Running a red light, Glasgow, 10 October 2017, Not Guilty
Running a red light is contrary to section 36 of the Road Traffic Act 1988. It carries 3 penalty points.
There are typically two kinds of running a red light case. The first involves a camera built into the red light system. The other – like this case – is when police officers actually see someone whom they believe has ran a red light.
Much like mobile phone cases which we defend, we believe that this type of case can benefit from a locus visit to see exactly what the police officers would have been able to see. In this case it was immediately apparent to us that the police could not be sure whether our client’s light was red or not. We took video of the view available to the police and lodged it as a production for the case.
At trial, the police officer giving evidence claimed to be in a completely different location with a completely different view. We cross-examined him on this point. We reminded him that there was CCTV on a nearby building and we also reminded him there was video evidence in this case. Thinking we were referring to CCTV from the building, the police officer suddenly became less clear about his location. To add insult to injury for the Crown, the officer then proceeded to pick out our client’s interpreter as the driver of the car on the day in question.
After his evidence was completed the Crown withdrew the charge against our client.

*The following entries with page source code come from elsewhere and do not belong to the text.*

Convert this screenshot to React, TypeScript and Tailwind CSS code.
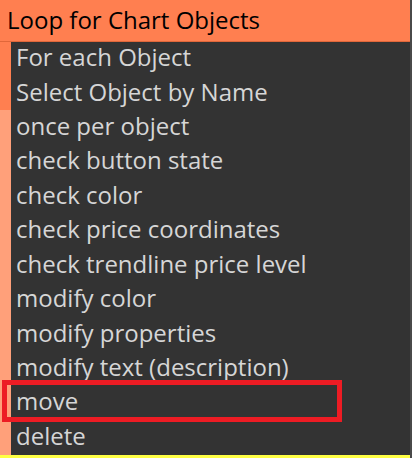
import React from "react";

const rows = [
  "For each Object",
  "Select Object by Name",
  "once per object",
  "check button state",
  "check color",
  "check price coordinates",
  "check trendline price level",
  "modify color",
  "modify properties",
  "modify text (description)",
  "move",
  "delete",
];

export default function App() {
  return (
    <div
      className="w-[412px] h-[458px] bg-[#333333] flex overflow-hidden relative"
      style={{ fontFamily: '"Open Sans", sans-serif' }}
    >
      <div className="flex-1 flex flex-col">
        <div className="h-[42px] bg-[#ff7f50] border-b border-[#e0673a] flex items-center pl-[7px] pb-[2px] text-[24px] text-black leading-none">
          Loop for Chart Objects
        </div>
        <div className="flex flex-1">
          <div className="w-[11px] flex flex-col">
            <div className="h-[68px] bg-[#ff7f50]" />
            <div className="flex-1 bg-[#ffa07a]" />
          </div>
          <div className="flex-1 flex flex-col">
            {rows.map((r) => (
              <div
                key={r}
                className="flex-1 flex items-center pl-[5px] pb-[4px] text-[24px] text-[#d6d6d6] leading-none"
              >
                {r}
              </div>
            ))}
          </div>
        </div>
        <div className="h-[3px] bg-[#ffff44]" />
      </div>
      <div className="w-[2px] bg-[#4a4a4a]" />
      <div className="absolute left-[2px] top-[380px] w-[340px] h-[42px] border-[5px] border-[#ed1c24]" />
    </div>
  );
}
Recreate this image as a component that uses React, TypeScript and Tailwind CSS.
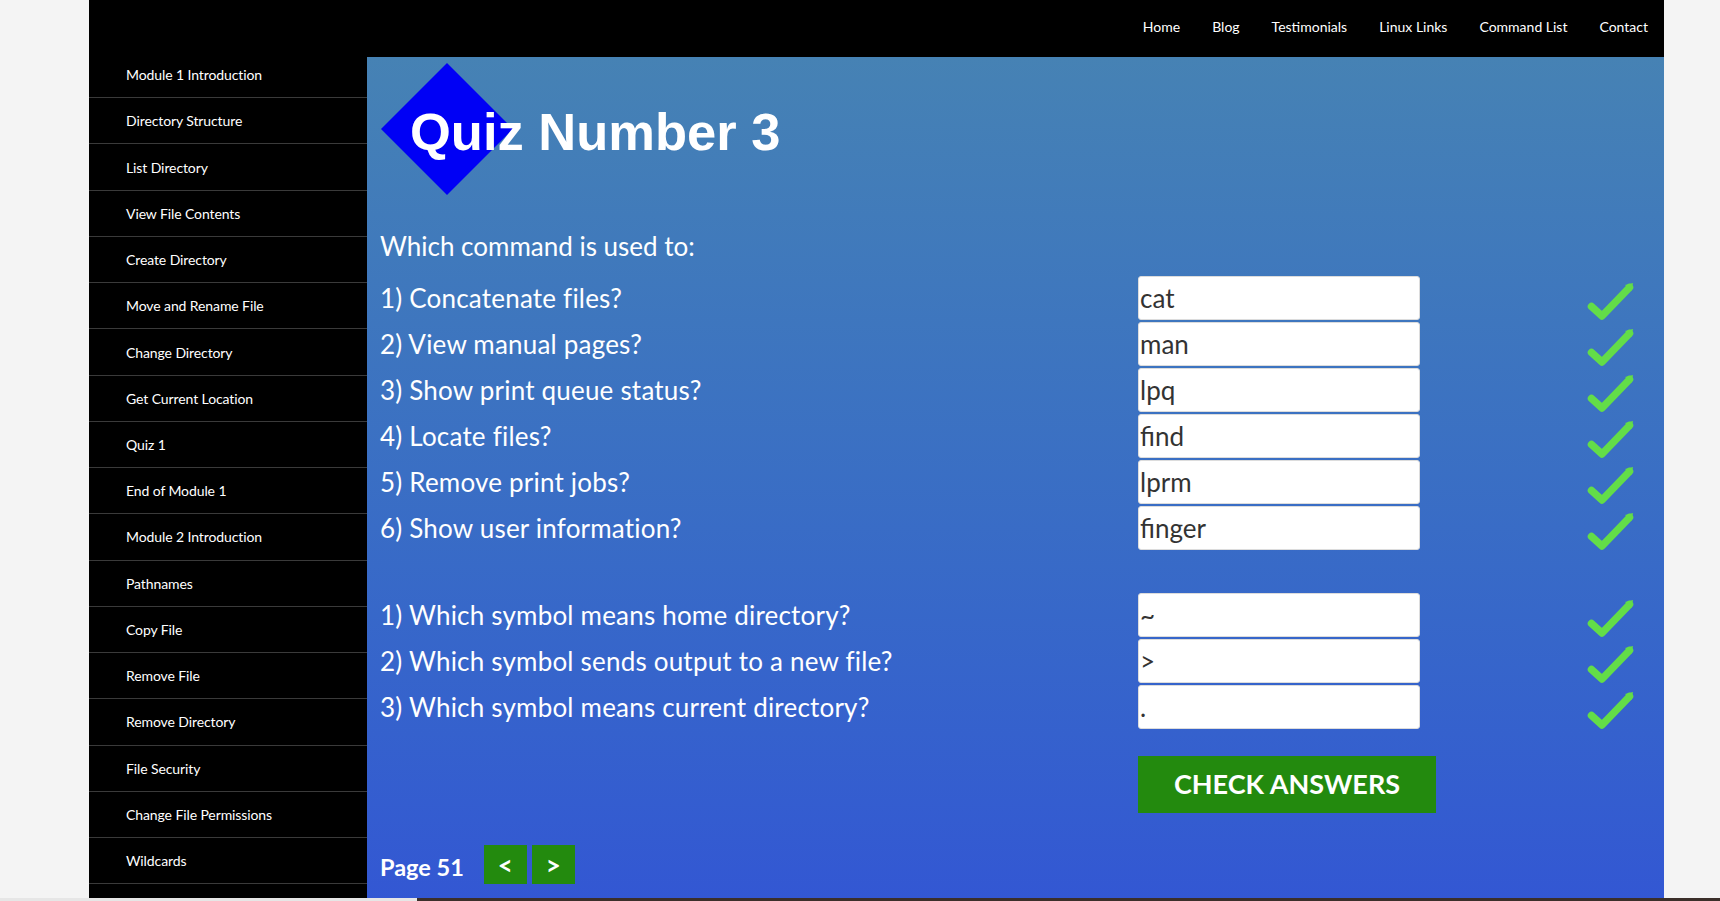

This case was defended by Graham Walker on 10 October 2017 at Glasgow JP Court. Dock identification is very controversial. A witness is often asked to look around and see if they see the alleged offender. O f course, the person in the dock may as well have a sign saying “pick me” round their neck. In this case, however, our client required an interpreter and therefore there were 2 people in the dock (our client and the interpreter). The police officer then proceeded to pick out the interpreter.